But Christ is all, and in all. — Colossians 3:11
THE great concernment of lost creatures is, above all things, to mind salvation. This is “the one thing needful;” this should be the great inquiry; (Luke 10:42; Acts 16:30;) and in the neglect of this, all our other endeavours are no better than laborious trifles. The great danger which even they are in who seriously mind salvation, is, lest they build upon some sandy foundation, seeking heaven in those ways which lead not thither. The great design of Satan is, either to detain poor undone creatures in a total neglect of salvation, or to deceive them in the way and means thereof. It is therefore the great care of the apostle, as in other scriptures, so in this, not only to undeceive the world as to those mistakes which prevailed then, but to point out the right, the proper, the only sure, way of salvation; namely, through Christ, whom he here declares to be so complete a Saviour, that, as we have “none other,” (Acts 4:12,) so we need none other, because “Christ is all.”
In the former part of the verse, the apostle shows the insufficiency of all things on this side Christ, to commend us unto God, or stand us in stead in the matter of salvation; and this be does by removing four mistakes at that time common:
1. The mistake of the Jews; who prided themselves in a genealogical kind of sanctity, as being the seed of Abraham. This they account so great a matter, that they cannot be persuaded it could go otherwise than well with them. Let the messengers of God tell them their sins, warn them of their dangers; yet they shelter themselves under this privilege, as that which would be a sufficient bulwark against all kind of threats and comminations; and though John the Baptist in his time, (Matt. 3:9,) our Saviour in his time, (John 8:39, 44,) and the apostles in theirs, do all concur in taking them off from leaning upon this broken reed; yet will they not be beaten out of these strong-holds. Time was, indeed, when “salvation was of the Jews;” but, that wall of partition being now taken down, and the pale of the church so far enlarged as to take-in both Jew and Gentile, (Acts 10:34, 35,) no national privilege can now commend us unto God; nor can a succession of Abraham “according to the flesh” avail us, unless we succeed him in his faith.

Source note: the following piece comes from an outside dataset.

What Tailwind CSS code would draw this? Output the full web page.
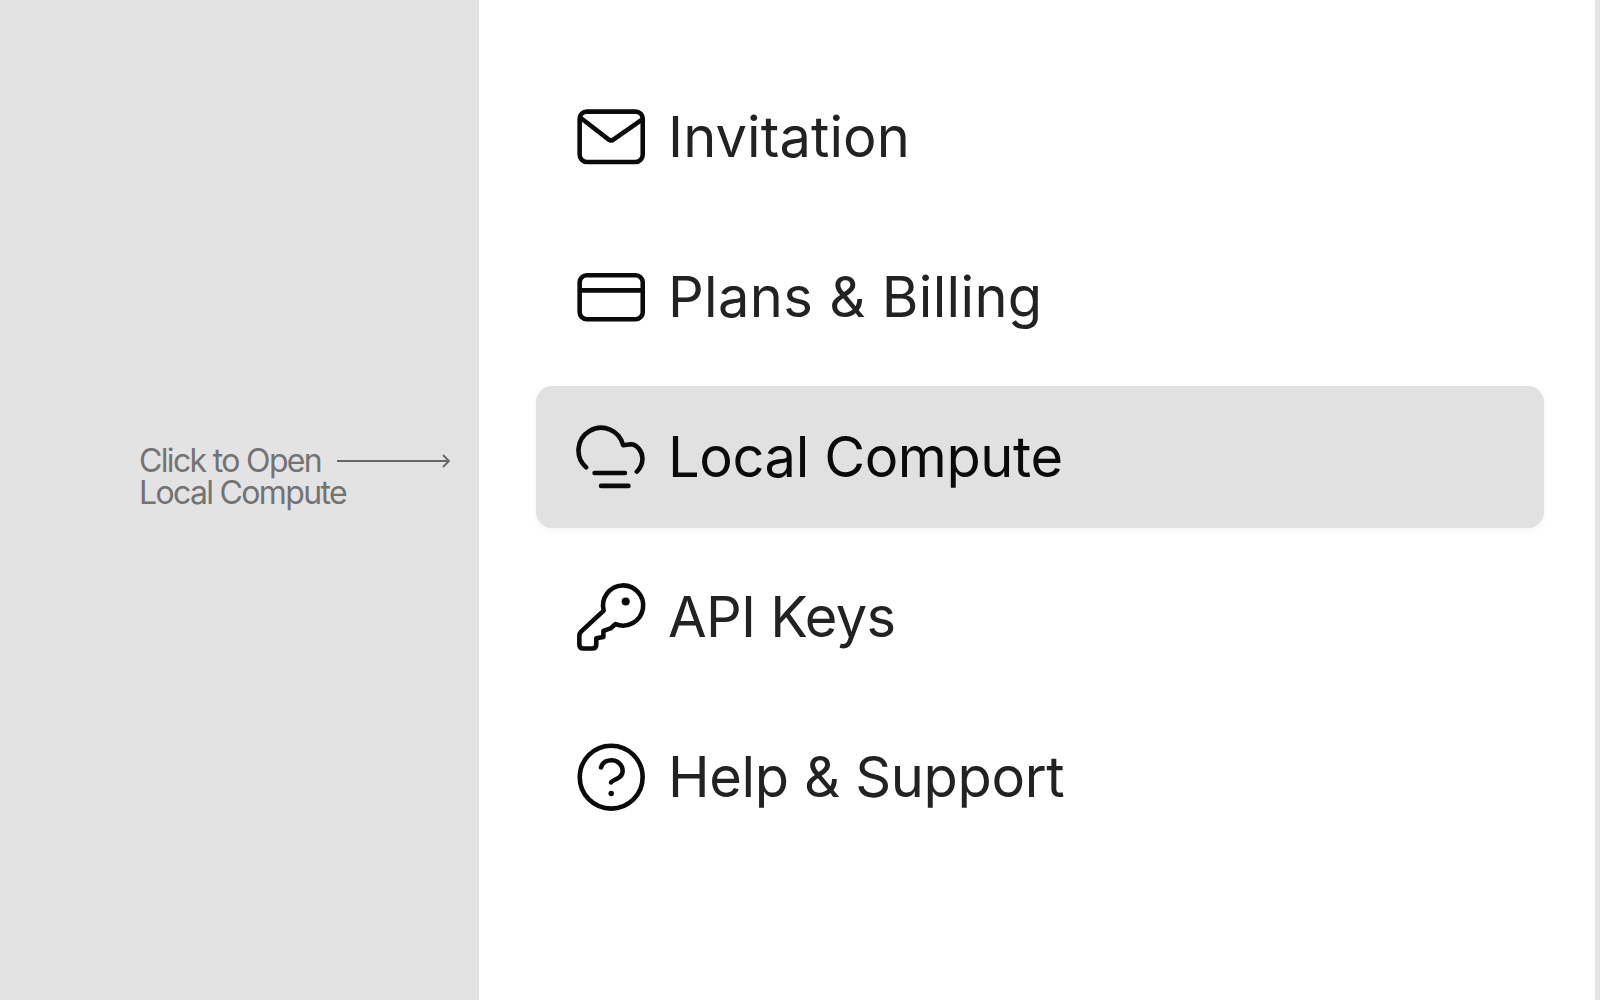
<!DOCTYPE html>
<html lang="en">
<head>
    <meta charset="UTF-8">
    <title>Menu</title>
    <script src="https://cdn.jsdelivr.net/npm/@tailwindcss/browser@4"></script>
</head>
<body class="bg-[#e3e3e3] font-['Inter',sans-serif]">
    <div class="flex h-[1000px] w-[1600px] overflow-hidden">
        <!-- Hint column -->
        <div class="flex w-[479px] shrink-0 items-center pb-[47px] pl-[139px]">
            <div class="text-[32px] leading-[32px] font-normal tracking-[-0.052em] text-[#737373]">
                <div class="flex items-center">
                    <span>Click to Open</span>
                    <svg class="ml-[16px]" width="114" height="16" viewBox="0 0 114 16" fill="none" stroke="#666" stroke-width="1.8"><path d="M0 8H112M106 2l6 6-6 6"/></svg>
                </div>
                <div>Local Compute</div>
            </div>
        </div>

        <!-- Menu -->
        <div class="w-[1116px] shrink-0 bg-white pl-[57px] pr-[51px] pt-[57px] text-[56px] leading-[80px] text-[#222]">
            <div class="flex h-[160px] items-center pl-[40px]">
                <svg class="mr-[21px]" width="71" height="71" viewBox="0 0 70 70" fill="none" stroke="#0a0a0a" stroke-width="4.500" stroke-linecap="round" stroke-linejoin="round"><rect x="3.600" y="9.500" width="62.200" height="49.600" rx="7"/><path d="M5.700 16.500 32 36.800c1.700 1.300 3.500 1.300 5.200 0L64 18"/></svg>
                <span class="tracking-[0.1px]">Invitation</span>
            </div>
            <div class="flex h-[160px] items-center pl-[40px]">
                <svg class="mr-[21px]" width="71" height="71" viewBox="0 0 70 70" fill="none" stroke="#0a0a0a" stroke-width="4.500" stroke-linecap="round" stroke-linejoin="round"><rect x="3.600" y="13" width="62.200" height="43.500" rx="7"/><path d="M4 28h61.500"/></svg>
                <span class="tracking-[0.35px]">Plans &amp; Billing</span>
            </div>
            <div class="my-[9px] flex h-[142px] items-center rounded-[16px] bg-[#e1e1e1] pl-[40px] text-[#0a0a0a] shadow-[0_2px_6px_rgba(0,0,0,0.05)]">
                <svg class="mr-[21px]" width="71" height="71" viewBox="0 0 70 70" fill="none" stroke="#0a0a0a" stroke-width="4.500" stroke-linecap="round" stroke-linejoin="round"><path d="M10 44.700A22.300 22.300 0 1 1 46.500 23L54 22C60 22 65.500 29 65.500 36 65.500 41 63 46 60 49"/><path d="M18.300 50.300h30M24.700 63h27"/></svg>
                <span class="tracking-[-0.4px]">Local Compute</span>
            </div>
            <div class="flex h-[160px] items-center pl-[40px]">
                <svg class="mr-[21px]" width="71" height="71" viewBox="0 1.500 70 70" fill="none" stroke="#0a0a0a" stroke-width="4.500" stroke-linecap="round" stroke-linejoin="round"><path d="M27.300 29.700 5 50.500c-1.200 1.200-1.700 2.300-1.700 4V63c0 2.700 1.500 4 4 4H16c2.700 0 4-1.300 4-4v-6l7-1.300V49.700l7-2.400 5-4.300A19.800 19.800 0 1 0 27.300 29.700Z"/><circle cx="49" cy="20.700" r="4" fill="#0a0a0a" stroke="none"/></svg>
                <span class="tracking-[-0.75px]">API Keys</span>
            </div>
            <div class="flex h-[160px] items-center pl-[40px]">
                <svg class="mr-[21px]" width="71" height="71" viewBox="0 0 70 70" fill="none" stroke="#0a0a0a" stroke-width="4.500" stroke-linecap="round" stroke-linejoin="round"><circle cx="34.700" cy="34.700" r="31"/><path d="M24.700 25C26 20.500 30 18 35 18 41 18 46 22.500 46 28.500 46 33 43 35 40 36.500 37 38 34.500 39 34.500 40"/><circle cx="34.700" cy="50.700" r="2.700" fill="#0a0a0a" stroke="none"/></svg>
                <span class="tracking-[-0.35px]">Help &amp; Support</span>
            </div>
        </div>
    </div>
</body>
</html>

2. The mistake of the circumcised, whether Jews or proselytes; who, because they had this badge of religion upon them, concluded themselves in a priority for heaven, before all the world besides. But however time was when circumcision was an ordinance of that necessity, that the Lord threatens to punish the neglect thereof, by cutting off that soul from among his people; (Gen. 17:14;) yet was it not the outward but spiritual part God accounted of. The apostle, in excluding this, excludes all outward religious observations; (Rom. 2:29;) as Davenant in loc.*
3. The mistake of the Grecians; who were at that time the masters of all learning; and all other nations, in contradistinction unto them, were styled Barbarians; and of all Barbarians, the Scythians were esteemed the rudest. But whatever worth and excellency may be in human accomplishments; yet all these, in the business of salvation, are but poor matters. It is neither the having nor wanting of these that can considerably advantage or prejudice us in that high concernment.
4. The common mistake of the world; who from their rank and quality in the world are ready to promise themselves a more easy acceptance with God. (1 Cor. 1:26, 27.) But “God is no respecter of persons;” (Acts 10:34;) he looks upon the children of men with another kind of eye than man is used to do. (1 Sam. 16:7.) Whether our outward condition be high or mean, there is nothing of privilege or disadvantage from hence, in respect of salvation.